Final answer:
An amusement park ride that functions like a pendulum shows riders experiencing forces like gravity and centripetal acceleration. Roller coaster cars in vertical loops rely on gravity and normal forces to maintain circular motion, with speed affecting the forces experienced at the top of the loop.
Step-by-step explanation:
Riders in an amusement park ride shaped like a Viking ship experience pendulum motion. At the peak of its arc, the ship is momentarily motionless before swinging down due to gravity. During a roller coaster's vertical loop, when the car goes over the top at the optimal speed, gravity provides the necessary centripetal force to keep the car on the track.
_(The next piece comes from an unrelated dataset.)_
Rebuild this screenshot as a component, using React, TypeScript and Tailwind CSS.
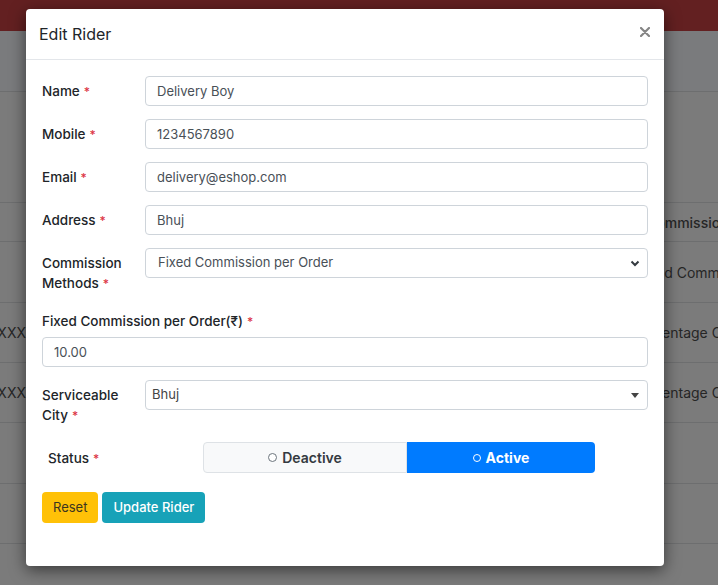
import * as React from "react";

function Req() {
  return <span className="ml-[4px] text-[12px] leading-none text-[#dc3545]">*</span>;
}

interface FieldRowProps {
  label: React.ReactNode;
  children: React.ReactNode;
}

function FieldRow({ label, children }: FieldRowProps) {
  return (
    <div className="flex items-start">
      <label className="w-[103px] shrink-0 py-[5px] text-[13.5px] font-medium leading-[20px] text-[#212529]">{label}</label>
      <div className="min-w-0 flex-1">{children}</div>
    </div>
  );
}

function TextInput({ value }: { value: string }) {
  return (
    <input
      readOnly
      defaultValue={value}
      className="block h-[30px] w-full rounded-[4px] border border-[#ced4da] bg-white px-[11px] text-[13px] leading-[20px] text-[#495057] outline-none"
    />
  );
}

function BgRow({ children, className }: { children?: React.ReactNode; className: string }) {
  return <div className={`flex items-center border-b border-[#6d6e6f] text-[14px] text-[#262626] ${className}`}>{children}</div>;
}

export default function App() {
  return (
    <div className="relative h-[585px] w-[718px] overflow-hidden bg-[#7b7b7b] font-['Inter',sans-serif]">
      {/* page behind the backdrop */}
      <div className="h-[31px] bg-[#632021]" />
      <div className="h-[61px] border-b border-[#6d6e6f] bg-[#7a7b7d]" />
      <BgRow className="h-[111px]" />
      <BgRow className="h-[39px] font-medium">
        <div className="w-[26px] shrink-0" />
        <span className="ml-[620px] whitespace-nowrap">Commission</span>
      </BgRow>
      <BgRow className="h-[61px]">
        <div className="w-[26px] shrink-0" />
        <span className="ml-[611px] whitespace-nowrap">Fixed Commission</span>
      </BgRow>
      <BgRow className="h-[60px]">
        <div className="flex w-[26px] shrink-0 justify-end overflow-hidden whitespace-nowrap">XXXXXX</div>
        <span className="ml-[606px] whitespace-nowrap">Percentage Commission</span>
      </BgRow>
      <BgRow className="h-[60px]">
        <div className="flex w-[26px] shrink-0 justify-end overflow-hidden whitespace-nowrap">XXXXXX</div>
        <span className="ml-[606px] whitespace-nowrap">Percentage Commission</span>
      </BgRow>
      <BgRow className="h-[61px]" />
      <BgRow className="h-[60px]" />

      {/* modal */}
      <div className="absolute left-[26px] top-[9px] w-[638px] rounded-[4px] bg-white shadow-[0_4px_16px_rgba(0,0,0,0.55)]">
        <div className="flex h-[51px] items-center justify-between border-b border-[#e3e6ea] pl-[13px] pr-[14px]">
          <h5 className="text-[16px] font-normal text-[#212529]">Edit Rider</h5>
          <button type="button" className="-mt-[4px] text-[#858585]">
            <svg width="10" height="10" viewBox="0 0 10 10">
              <path d="M1 1L9 9M9 1L1 9" stroke="currentColor" strokeWidth="2.2" strokeLinecap="round" />
            </svg>
          </button>
        </div>

        <div className="px-4 pb-[43px] pt-4">
          <div className="flex flex-col gap-[13px]">
            <FieldRow label={<>Name<Req /></>}>
              <TextInput value="Delivery Boy" />
            </FieldRow>
            <FieldRow label={<>Mobile<Req /></>}>
              <TextInput value="1234567890" />
            </FieldRow>
            <FieldRow label={<>Email<Req /></>}>
              <TextInput value="delivery@eshop.com" />
            </FieldRow>
            <FieldRow label={<>Address<Req /></>}>
              <TextInput value="Bhuj" />
            </FieldRow>
            <FieldRow label={<>Commission Methods<Req /></>}>
              <div className="flex h-[30px] items-center justify-between rounded-[4px] border border-[#ced4da] pl-[12px] pr-[7px] text-[13px] text-[#495057]">
                <span>Fixed Commission per Order</span>
                <svg width="10" height="7" viewBox="0 0 10 7" className="text-[#343a40]">
                  <path d="M1.5 1.5L5 5L8.5 1.5" fill="none" stroke="currentColor" strokeWidth="2" />
                </svg>
              </div>
            </FieldRow>
            <div>
              <label className="mb-[6px] block text-[13.5px] font-medium leading-[20px] text-[#212529]">
                Fixed Commission per Order(₹)<Req />
              </label>
              <TextInput value="10.00" />
            </div>
            <FieldRow label={<>Serviceable City<Req /></>}>
              <div className="flex h-[30px] items-center justify-between rounded-[4px] border border-[#ced4da] pl-[6px] pr-[8px] text-[13px] text-[#444]">
                <span>Bhuj</span>
                <svg width="8" height="5" viewBox="0 0 8 5" className="text-[#444]">
                  <path d="M0 0H8L4 5Z" fill="currentColor" />
                </svg>
              </div>
            </FieldRow>
            <div className="-mt-[1px] flex items-center">
              <label className="w-[161px] shrink-0 pl-[6px] text-[13.5px] font-medium leading-[20px] text-[#212529]">
                Status<Req />
              </label>
              <div className="flex h-[31px] w-[392px]">
                <div className="flex w-[204px] items-center justify-center gap-[5px] rounded-l-[4px] border border-[#dee2e6] bg-[#f8f9fa] text-[14px] font-semibold text-[#343a40]">
                  <span className="h-[9px] w-[9px] rounded-full border border-[#6c757d] bg-white" />
                  Deactive
                </div>
                <div className="flex flex-1 items-center justify-center gap-[5px] rounded-r-[4px] bg-[#007bff] text-[14px] font-bold text-white">
                  <span className="h-[8px] w-[8px] rounded-full border border-white" />
                  Active
                </div>
              </div>
            </div>
          </div>

          <div className="mt-[19px] flex gap-[4px]">
            <button type="button" className="h-[31px] rounded-[4px] bg-[#ffc107] px-[11px] text-[13px] text-[#3b3520]">
              Reset
            </button>
            <button type="button" className="h-[31px] rounded-[4px] bg-[#17a2b8] px-[11px] text-[13px] font-medium text-white">
              Update Rider
            </button>
          </div>
        </div>
      </div>
    </div>
  );
}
If the car travels faster than this speed, the main other force acting would be the normal force exerted by the track on the car, directed towards the center of the loop. Conversely, if the car is slower, the net force is still towards the center of the loop, but the contribution of gravity to centripetal force is less, and the normal force must make up for this to maintain circular motion.
For example, the speed at the bottom of the arc for a pendulum ride determines the centripetal acceleration experienced by the riders. If a roller coaster car travels at the top of a loop with a specific radius of curvature at a speed that provides a downward acceleration of 1.50 g, it will stay on the track due to the increased centripetal acceleration compared to gravity at that point.